# What needs to be done
Copy, in full, each line of the material that holds the word "React".

╭──

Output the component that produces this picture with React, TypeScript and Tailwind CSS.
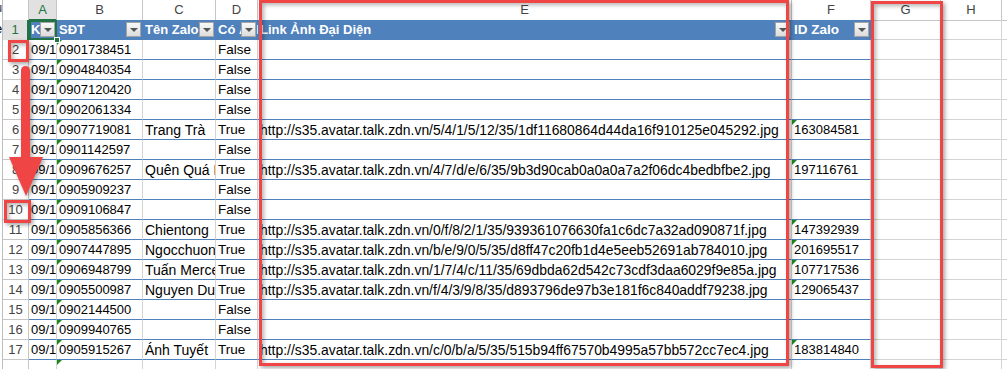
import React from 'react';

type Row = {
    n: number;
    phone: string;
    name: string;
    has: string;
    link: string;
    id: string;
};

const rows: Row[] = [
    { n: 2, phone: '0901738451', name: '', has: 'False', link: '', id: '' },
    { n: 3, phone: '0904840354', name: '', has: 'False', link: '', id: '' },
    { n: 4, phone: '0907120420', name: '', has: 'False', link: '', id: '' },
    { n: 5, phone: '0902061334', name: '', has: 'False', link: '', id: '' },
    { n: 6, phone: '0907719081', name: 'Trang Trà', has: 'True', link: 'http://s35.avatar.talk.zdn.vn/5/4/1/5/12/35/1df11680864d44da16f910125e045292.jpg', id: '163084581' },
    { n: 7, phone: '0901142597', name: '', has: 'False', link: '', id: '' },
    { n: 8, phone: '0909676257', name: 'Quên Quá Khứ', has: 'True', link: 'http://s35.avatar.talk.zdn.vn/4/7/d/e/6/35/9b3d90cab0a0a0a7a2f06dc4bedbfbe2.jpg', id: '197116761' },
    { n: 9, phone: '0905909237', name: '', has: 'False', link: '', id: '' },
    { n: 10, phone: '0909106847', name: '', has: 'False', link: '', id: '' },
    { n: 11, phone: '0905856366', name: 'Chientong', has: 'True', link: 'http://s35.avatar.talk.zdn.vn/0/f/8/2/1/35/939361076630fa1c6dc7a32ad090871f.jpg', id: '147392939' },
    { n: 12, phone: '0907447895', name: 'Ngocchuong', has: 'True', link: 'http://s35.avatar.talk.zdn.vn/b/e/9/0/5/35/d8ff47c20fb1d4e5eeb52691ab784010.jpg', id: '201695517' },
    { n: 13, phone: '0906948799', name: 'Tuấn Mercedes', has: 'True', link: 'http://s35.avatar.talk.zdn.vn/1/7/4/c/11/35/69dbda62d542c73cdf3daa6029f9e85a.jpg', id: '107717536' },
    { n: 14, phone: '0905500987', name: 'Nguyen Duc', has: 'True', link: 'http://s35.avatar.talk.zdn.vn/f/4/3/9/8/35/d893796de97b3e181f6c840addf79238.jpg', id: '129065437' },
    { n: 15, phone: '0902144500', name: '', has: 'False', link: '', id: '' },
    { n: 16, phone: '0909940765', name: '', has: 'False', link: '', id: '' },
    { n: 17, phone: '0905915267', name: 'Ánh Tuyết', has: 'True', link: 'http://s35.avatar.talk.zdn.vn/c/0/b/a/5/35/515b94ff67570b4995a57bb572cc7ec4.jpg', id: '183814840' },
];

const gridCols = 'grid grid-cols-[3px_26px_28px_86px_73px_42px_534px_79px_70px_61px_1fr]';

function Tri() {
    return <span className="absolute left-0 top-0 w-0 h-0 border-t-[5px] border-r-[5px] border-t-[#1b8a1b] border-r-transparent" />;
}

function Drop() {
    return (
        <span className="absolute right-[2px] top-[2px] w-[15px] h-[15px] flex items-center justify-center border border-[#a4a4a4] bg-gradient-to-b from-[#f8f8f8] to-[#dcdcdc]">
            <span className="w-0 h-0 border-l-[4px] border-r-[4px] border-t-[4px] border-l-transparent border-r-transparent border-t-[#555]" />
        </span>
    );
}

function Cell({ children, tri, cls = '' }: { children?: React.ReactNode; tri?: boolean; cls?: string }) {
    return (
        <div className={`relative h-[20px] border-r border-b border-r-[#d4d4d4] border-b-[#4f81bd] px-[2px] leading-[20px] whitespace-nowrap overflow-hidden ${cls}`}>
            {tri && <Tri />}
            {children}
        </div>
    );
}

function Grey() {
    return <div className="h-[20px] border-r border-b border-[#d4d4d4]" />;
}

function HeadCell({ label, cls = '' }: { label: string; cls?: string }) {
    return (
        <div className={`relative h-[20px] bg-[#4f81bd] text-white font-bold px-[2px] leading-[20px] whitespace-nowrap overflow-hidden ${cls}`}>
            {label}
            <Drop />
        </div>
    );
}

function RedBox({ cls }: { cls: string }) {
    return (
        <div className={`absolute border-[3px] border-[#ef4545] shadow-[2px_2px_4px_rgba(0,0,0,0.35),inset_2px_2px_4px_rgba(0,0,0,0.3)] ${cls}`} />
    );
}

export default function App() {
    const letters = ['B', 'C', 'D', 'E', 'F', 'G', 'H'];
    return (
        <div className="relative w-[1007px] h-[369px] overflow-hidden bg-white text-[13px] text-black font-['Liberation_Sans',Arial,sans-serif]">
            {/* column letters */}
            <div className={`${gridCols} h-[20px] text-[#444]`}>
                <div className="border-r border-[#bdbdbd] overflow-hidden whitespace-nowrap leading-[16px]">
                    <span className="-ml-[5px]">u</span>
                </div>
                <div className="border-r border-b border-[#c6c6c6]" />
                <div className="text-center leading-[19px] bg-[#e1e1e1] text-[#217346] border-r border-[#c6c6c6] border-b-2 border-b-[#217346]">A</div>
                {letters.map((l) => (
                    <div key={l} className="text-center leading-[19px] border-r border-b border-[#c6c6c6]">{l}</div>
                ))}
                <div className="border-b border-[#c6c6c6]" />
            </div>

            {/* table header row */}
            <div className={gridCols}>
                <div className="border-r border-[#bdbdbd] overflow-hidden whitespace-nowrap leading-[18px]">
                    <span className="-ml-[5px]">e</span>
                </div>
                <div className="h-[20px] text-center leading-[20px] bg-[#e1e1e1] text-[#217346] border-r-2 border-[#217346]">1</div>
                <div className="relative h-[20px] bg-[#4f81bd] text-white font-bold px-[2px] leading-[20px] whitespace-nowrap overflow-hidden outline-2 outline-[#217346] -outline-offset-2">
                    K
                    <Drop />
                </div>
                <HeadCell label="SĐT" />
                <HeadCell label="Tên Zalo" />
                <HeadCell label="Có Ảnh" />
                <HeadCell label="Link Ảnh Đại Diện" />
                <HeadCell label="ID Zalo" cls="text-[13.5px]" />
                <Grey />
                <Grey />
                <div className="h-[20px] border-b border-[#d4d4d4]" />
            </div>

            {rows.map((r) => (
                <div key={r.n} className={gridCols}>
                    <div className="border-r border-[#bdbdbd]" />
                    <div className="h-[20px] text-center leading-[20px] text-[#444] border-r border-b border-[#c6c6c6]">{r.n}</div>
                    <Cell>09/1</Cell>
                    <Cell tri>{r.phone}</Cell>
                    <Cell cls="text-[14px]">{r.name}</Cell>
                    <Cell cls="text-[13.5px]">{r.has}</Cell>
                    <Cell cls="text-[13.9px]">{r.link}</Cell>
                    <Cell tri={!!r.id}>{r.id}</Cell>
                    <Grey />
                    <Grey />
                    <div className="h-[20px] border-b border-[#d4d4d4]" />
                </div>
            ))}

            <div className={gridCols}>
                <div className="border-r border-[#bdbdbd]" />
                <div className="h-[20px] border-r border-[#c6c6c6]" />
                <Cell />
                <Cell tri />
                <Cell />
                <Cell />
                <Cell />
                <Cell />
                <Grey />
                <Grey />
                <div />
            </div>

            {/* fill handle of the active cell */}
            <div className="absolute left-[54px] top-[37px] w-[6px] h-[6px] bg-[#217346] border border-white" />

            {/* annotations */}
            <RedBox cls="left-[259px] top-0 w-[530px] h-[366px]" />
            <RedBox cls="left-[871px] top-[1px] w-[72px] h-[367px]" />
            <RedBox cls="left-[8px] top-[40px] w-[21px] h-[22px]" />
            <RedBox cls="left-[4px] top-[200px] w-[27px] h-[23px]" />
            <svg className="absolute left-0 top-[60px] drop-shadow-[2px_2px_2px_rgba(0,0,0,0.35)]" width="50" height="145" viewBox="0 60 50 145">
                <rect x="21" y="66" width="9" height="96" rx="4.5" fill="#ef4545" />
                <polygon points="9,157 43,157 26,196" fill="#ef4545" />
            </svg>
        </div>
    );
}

╰──

# Output for this exercise
Output the component that produces this picture with React, TypeScript and Tailwind CSS.
import React from 'react';
function Cell({ children, tri, cls = '' }: { children?: React.ReactNode; tri?: boolean; cls?: string }) {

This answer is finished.